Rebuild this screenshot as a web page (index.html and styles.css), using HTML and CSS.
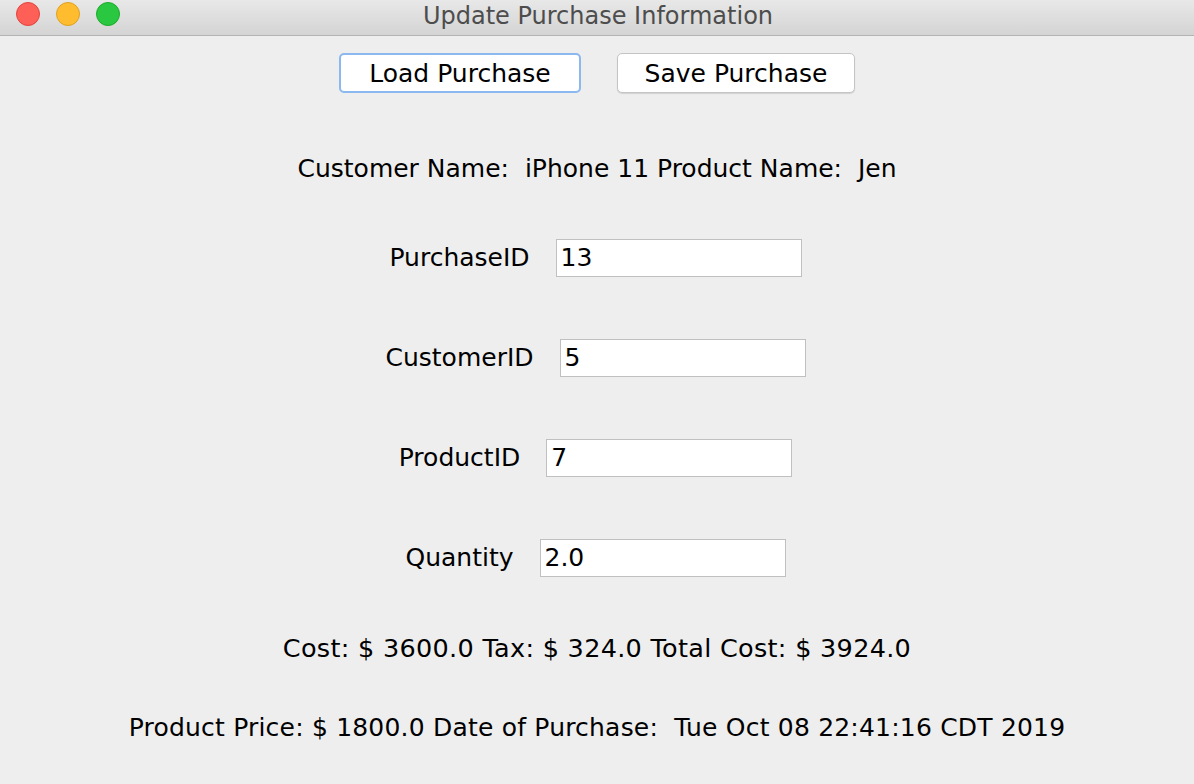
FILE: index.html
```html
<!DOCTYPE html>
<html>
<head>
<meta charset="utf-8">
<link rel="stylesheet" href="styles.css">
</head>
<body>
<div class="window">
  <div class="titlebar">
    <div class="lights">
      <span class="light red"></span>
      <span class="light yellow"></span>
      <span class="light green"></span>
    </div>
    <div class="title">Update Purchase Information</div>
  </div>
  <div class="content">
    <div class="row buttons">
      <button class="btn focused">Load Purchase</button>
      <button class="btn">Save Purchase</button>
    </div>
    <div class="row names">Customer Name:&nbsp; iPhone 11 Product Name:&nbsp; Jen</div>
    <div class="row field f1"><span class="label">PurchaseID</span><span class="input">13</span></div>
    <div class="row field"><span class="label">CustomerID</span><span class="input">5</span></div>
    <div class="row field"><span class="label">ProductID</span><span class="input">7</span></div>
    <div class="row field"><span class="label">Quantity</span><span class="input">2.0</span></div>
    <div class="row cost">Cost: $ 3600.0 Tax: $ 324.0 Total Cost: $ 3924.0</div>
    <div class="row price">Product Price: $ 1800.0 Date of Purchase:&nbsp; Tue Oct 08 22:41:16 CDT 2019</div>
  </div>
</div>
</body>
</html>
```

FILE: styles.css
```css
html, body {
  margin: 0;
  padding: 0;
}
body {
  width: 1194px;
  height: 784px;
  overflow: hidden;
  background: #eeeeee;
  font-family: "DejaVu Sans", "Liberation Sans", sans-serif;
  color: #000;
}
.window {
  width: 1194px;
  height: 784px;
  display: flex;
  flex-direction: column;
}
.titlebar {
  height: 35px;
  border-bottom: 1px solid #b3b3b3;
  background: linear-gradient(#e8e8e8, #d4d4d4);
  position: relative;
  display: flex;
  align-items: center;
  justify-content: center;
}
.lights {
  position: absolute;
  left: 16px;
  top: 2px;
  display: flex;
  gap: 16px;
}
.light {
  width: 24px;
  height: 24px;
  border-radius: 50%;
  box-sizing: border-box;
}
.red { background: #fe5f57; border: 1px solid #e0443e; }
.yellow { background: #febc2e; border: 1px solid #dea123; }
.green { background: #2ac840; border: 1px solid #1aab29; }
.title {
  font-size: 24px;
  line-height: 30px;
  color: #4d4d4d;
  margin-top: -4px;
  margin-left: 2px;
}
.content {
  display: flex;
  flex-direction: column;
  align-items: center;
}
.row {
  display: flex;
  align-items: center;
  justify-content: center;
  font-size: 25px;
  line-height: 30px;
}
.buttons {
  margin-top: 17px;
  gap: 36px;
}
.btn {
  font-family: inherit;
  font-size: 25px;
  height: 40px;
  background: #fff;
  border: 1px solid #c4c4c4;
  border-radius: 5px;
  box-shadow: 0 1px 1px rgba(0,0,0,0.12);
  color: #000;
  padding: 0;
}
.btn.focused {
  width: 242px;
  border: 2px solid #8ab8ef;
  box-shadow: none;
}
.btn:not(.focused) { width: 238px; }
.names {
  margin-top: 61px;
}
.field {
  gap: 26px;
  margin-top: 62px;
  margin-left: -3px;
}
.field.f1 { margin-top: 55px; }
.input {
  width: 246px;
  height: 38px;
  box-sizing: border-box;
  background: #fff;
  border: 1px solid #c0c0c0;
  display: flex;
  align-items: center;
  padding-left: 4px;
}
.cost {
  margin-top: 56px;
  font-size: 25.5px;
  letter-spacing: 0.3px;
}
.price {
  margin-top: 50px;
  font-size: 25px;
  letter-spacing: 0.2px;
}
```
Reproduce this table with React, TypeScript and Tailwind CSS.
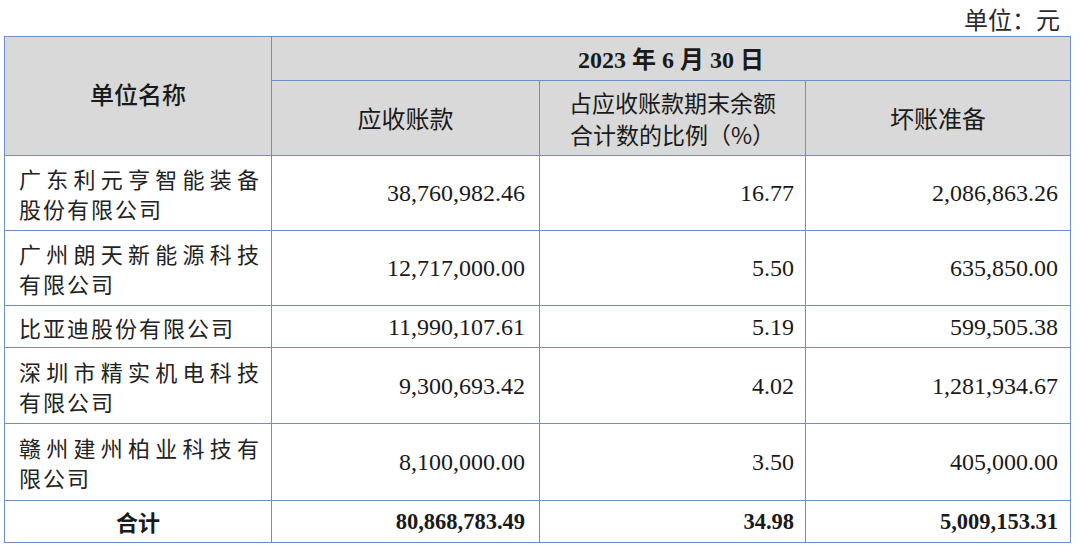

───

#### What needs to be done:
Pull out all lines from the entries above that include the word "this".

#### Task response:
Rebuild this screenshot as a web page (index.html and styles.css), using HTML and CSS.
Reproduce this table with React, TypeScript and Tailwind CSS.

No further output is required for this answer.